▶ _The records_:
········

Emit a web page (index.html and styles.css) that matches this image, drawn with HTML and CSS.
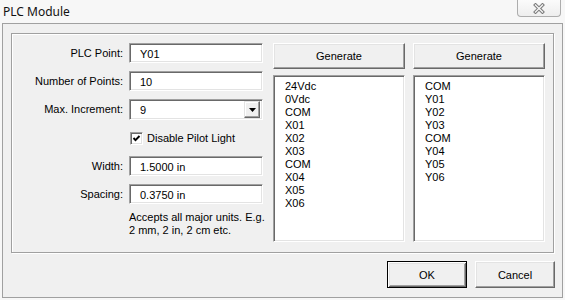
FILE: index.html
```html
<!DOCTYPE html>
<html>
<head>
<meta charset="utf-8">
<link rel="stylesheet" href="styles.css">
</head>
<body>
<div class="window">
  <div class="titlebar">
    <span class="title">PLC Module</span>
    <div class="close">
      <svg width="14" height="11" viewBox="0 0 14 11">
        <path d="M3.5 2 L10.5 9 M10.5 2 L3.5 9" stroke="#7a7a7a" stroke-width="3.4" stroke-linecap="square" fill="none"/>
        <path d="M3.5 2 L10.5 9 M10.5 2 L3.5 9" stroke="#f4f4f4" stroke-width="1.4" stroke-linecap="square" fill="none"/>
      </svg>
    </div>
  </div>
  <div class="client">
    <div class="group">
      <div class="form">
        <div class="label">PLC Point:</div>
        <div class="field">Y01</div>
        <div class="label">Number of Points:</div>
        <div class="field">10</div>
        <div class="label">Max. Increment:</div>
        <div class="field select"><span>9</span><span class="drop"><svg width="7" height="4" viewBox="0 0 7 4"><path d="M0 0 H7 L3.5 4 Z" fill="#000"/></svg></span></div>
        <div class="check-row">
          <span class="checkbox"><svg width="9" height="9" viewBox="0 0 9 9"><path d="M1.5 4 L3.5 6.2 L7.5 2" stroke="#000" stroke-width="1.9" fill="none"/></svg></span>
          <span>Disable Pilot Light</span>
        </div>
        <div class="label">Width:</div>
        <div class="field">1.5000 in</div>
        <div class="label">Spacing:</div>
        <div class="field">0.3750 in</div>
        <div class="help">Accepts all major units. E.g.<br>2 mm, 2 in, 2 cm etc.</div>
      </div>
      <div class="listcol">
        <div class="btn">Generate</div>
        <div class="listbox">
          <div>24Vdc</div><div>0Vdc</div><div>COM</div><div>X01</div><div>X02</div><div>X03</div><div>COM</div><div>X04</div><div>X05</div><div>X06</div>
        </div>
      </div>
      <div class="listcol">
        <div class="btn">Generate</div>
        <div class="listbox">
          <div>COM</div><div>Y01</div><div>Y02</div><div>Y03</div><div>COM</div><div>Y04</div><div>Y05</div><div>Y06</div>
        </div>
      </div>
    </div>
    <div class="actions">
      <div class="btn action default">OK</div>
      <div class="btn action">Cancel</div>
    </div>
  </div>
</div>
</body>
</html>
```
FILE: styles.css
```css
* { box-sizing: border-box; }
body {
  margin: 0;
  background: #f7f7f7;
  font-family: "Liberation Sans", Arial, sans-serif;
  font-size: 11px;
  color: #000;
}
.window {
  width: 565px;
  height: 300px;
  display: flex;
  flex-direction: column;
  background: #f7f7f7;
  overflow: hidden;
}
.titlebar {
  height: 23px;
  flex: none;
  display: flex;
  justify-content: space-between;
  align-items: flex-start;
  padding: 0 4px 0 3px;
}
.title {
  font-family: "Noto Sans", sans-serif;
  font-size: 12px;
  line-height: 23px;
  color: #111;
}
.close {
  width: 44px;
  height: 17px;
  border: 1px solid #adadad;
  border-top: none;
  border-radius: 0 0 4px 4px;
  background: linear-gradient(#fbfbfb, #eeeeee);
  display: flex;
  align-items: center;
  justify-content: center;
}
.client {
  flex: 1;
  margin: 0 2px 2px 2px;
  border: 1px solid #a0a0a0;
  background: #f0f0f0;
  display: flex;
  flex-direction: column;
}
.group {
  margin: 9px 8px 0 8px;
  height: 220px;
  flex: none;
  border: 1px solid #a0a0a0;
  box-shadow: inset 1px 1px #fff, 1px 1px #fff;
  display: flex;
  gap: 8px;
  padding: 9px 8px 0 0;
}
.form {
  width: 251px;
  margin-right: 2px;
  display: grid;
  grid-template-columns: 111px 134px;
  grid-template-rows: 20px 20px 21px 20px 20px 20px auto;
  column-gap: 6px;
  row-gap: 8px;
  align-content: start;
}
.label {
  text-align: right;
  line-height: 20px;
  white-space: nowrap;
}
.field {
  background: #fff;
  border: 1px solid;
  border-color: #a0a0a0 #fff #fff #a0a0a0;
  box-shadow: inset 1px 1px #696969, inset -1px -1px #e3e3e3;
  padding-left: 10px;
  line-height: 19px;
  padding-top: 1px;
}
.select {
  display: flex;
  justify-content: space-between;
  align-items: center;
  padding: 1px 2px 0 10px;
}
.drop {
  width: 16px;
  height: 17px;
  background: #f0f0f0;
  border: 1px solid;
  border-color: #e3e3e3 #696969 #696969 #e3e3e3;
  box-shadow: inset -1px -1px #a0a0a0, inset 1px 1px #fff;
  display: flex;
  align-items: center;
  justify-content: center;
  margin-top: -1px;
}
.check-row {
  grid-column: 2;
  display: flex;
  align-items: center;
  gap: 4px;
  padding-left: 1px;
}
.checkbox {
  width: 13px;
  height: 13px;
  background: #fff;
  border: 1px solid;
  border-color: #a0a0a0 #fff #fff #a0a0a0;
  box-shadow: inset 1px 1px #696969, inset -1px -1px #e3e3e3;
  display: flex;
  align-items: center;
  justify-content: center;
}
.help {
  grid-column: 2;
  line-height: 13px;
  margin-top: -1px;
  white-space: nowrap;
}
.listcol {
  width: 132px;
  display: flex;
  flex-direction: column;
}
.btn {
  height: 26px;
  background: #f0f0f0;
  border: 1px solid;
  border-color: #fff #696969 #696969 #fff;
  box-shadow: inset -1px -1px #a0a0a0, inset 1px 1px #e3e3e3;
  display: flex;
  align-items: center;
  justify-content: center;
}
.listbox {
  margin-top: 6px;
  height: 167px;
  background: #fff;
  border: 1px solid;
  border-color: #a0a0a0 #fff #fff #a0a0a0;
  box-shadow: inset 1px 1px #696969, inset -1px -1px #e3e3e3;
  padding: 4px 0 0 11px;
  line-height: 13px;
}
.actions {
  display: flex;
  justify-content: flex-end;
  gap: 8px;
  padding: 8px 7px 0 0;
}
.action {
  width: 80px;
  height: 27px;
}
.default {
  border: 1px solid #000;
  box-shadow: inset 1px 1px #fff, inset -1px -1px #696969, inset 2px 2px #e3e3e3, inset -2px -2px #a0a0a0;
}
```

········

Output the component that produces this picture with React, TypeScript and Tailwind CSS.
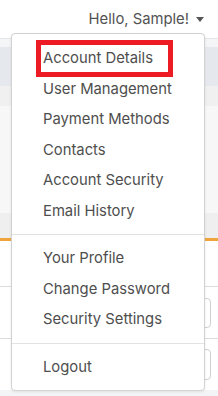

········

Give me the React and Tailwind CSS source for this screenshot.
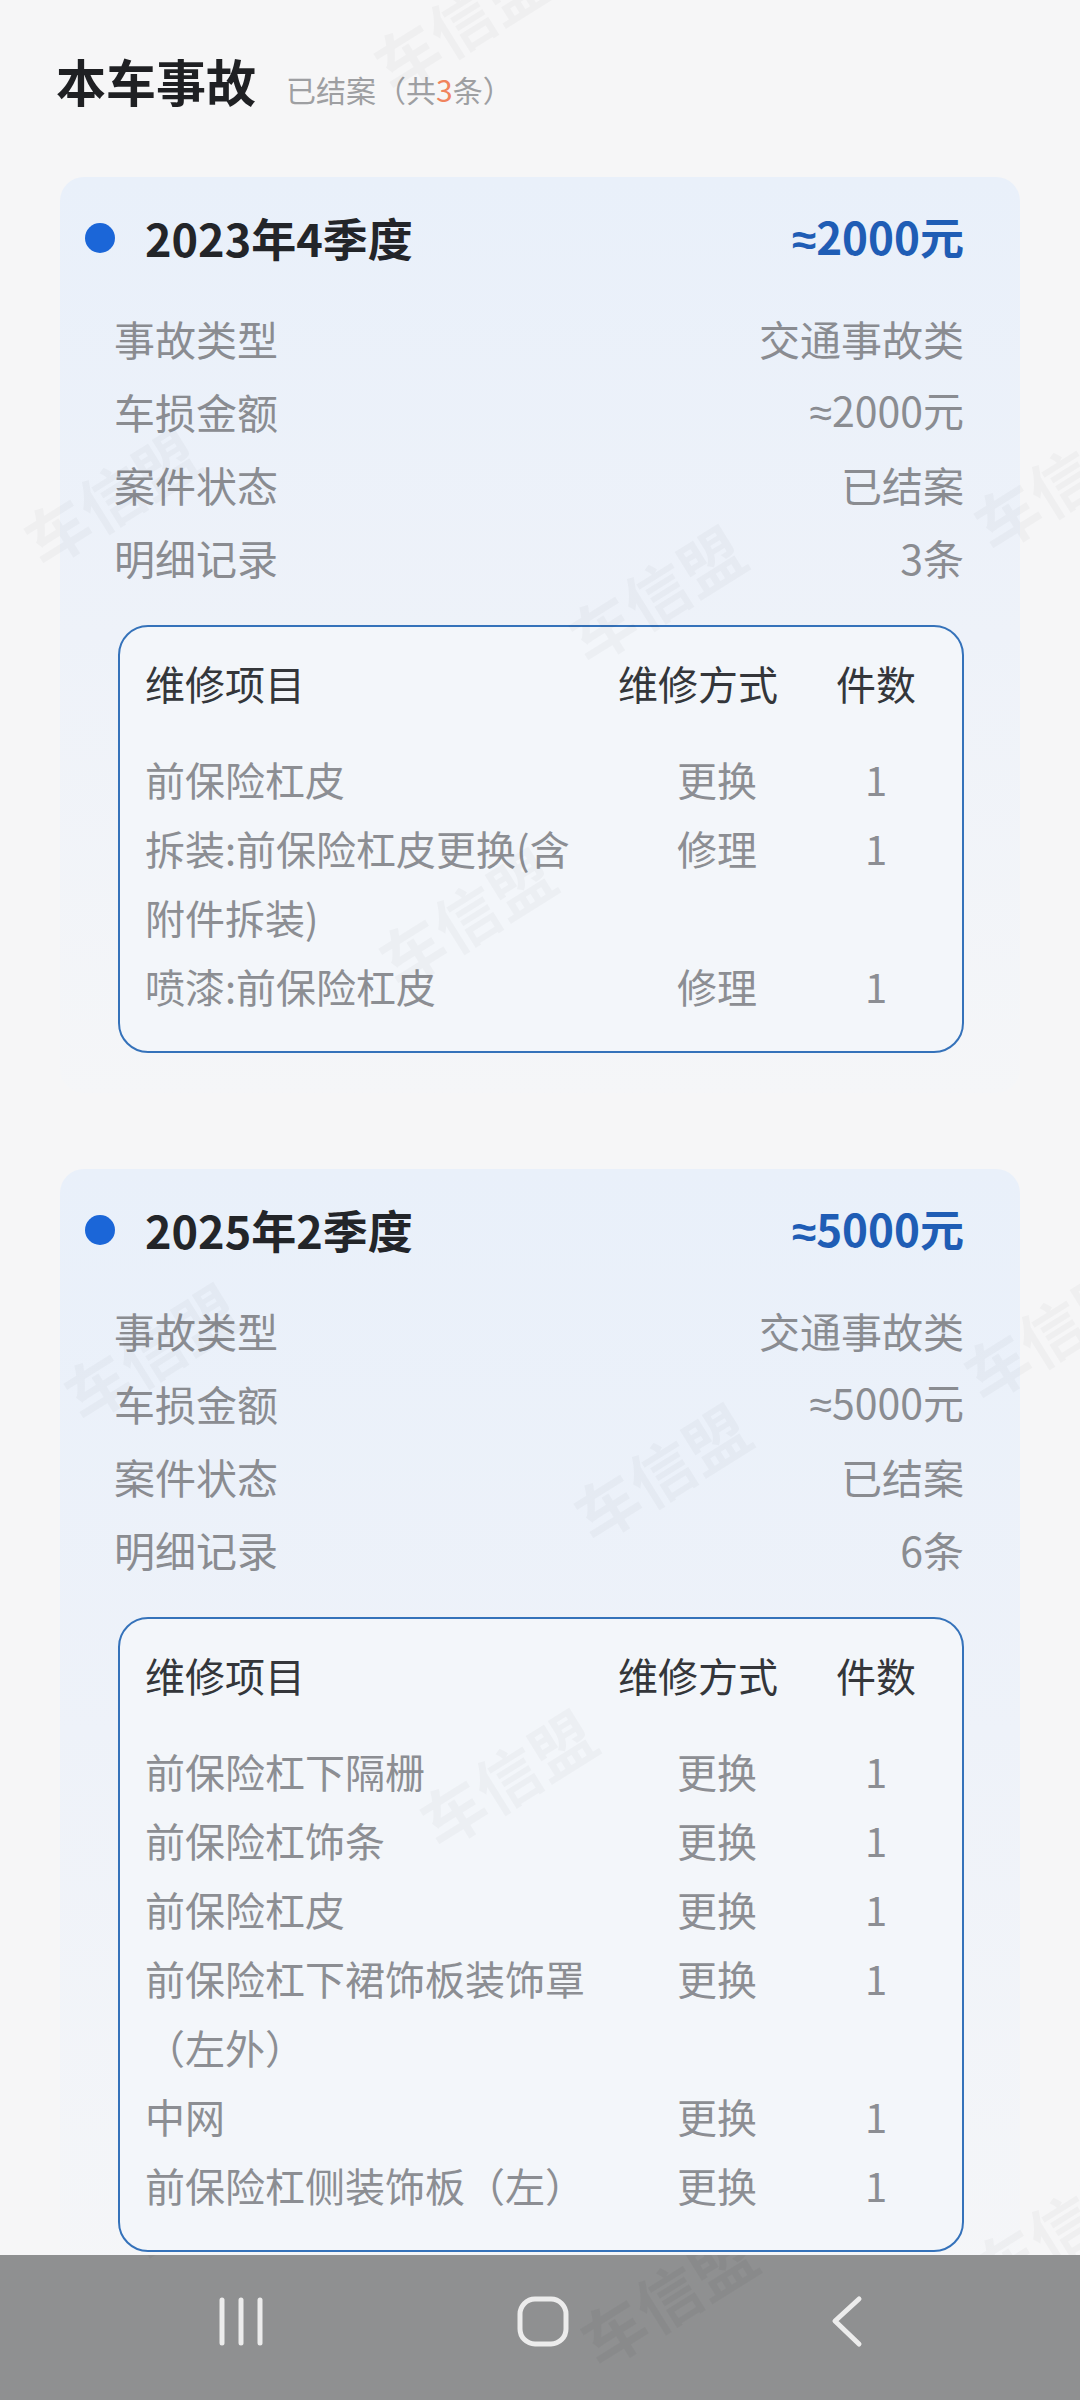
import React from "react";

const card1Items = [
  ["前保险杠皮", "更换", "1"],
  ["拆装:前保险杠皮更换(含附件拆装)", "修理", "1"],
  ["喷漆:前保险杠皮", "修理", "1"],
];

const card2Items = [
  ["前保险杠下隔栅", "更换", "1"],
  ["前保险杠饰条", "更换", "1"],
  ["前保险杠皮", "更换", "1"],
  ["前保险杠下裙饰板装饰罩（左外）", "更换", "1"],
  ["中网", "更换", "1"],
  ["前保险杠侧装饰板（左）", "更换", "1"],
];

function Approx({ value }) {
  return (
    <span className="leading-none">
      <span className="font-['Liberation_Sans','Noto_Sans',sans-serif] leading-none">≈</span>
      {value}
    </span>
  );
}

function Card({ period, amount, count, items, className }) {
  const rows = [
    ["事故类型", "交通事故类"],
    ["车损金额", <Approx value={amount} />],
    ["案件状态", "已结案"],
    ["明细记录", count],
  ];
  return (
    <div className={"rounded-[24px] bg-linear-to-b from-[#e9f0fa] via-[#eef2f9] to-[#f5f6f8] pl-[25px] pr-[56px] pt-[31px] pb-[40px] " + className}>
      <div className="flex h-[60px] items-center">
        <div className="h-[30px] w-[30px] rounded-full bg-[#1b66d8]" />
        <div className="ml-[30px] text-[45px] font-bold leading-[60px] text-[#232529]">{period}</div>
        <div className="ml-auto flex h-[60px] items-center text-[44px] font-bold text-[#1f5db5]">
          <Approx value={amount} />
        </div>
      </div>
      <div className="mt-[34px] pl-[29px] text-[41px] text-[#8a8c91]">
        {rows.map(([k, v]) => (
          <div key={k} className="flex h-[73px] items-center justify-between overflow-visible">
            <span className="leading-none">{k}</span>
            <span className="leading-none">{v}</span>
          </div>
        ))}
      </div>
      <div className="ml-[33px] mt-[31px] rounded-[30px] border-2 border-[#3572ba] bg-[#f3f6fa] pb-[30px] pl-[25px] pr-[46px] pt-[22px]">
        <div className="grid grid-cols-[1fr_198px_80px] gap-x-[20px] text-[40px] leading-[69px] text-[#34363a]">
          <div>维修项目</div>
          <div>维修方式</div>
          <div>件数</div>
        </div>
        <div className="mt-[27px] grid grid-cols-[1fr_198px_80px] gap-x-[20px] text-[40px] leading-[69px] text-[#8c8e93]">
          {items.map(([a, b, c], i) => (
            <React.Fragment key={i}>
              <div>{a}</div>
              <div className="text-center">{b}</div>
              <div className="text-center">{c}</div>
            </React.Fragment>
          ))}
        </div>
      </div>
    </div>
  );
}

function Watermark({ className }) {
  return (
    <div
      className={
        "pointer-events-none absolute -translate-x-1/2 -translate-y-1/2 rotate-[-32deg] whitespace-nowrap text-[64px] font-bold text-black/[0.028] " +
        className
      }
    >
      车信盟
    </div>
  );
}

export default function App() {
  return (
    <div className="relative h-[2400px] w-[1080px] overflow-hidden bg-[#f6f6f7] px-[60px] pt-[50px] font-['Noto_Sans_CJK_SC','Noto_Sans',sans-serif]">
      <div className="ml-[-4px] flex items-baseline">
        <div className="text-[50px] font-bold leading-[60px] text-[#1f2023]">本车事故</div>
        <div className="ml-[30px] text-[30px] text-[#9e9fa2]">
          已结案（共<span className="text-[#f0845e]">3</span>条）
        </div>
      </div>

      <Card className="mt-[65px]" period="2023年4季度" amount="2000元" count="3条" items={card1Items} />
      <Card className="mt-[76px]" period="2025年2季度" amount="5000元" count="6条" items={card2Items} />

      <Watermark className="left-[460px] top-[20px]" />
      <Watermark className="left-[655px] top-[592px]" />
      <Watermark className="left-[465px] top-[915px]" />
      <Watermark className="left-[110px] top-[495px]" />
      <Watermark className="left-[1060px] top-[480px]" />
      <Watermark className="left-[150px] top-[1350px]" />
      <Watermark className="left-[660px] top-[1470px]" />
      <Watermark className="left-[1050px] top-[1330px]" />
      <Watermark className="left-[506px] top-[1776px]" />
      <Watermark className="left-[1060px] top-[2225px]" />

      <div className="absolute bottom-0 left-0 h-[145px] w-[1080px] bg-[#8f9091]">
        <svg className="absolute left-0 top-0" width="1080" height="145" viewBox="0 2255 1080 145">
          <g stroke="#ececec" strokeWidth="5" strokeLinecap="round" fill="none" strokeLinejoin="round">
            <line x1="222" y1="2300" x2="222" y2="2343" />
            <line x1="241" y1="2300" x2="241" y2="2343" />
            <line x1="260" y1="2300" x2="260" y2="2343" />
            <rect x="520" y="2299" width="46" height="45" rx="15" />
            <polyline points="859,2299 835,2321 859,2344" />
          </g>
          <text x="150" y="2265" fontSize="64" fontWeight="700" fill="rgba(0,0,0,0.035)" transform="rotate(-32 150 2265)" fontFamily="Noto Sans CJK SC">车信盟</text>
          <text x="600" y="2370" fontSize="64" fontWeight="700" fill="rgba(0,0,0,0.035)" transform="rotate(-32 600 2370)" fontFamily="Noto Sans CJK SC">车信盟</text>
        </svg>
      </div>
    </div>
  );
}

········

▶ _What needs to be done_: Copy each line above where the string "that" occurs.

▶ _Complete output_:
Emit a web page (index.html and styles.css) that matches this image, drawn with HTML and CSS.
Output the component that produces this picture with React, TypeScript and Tailwind CSS.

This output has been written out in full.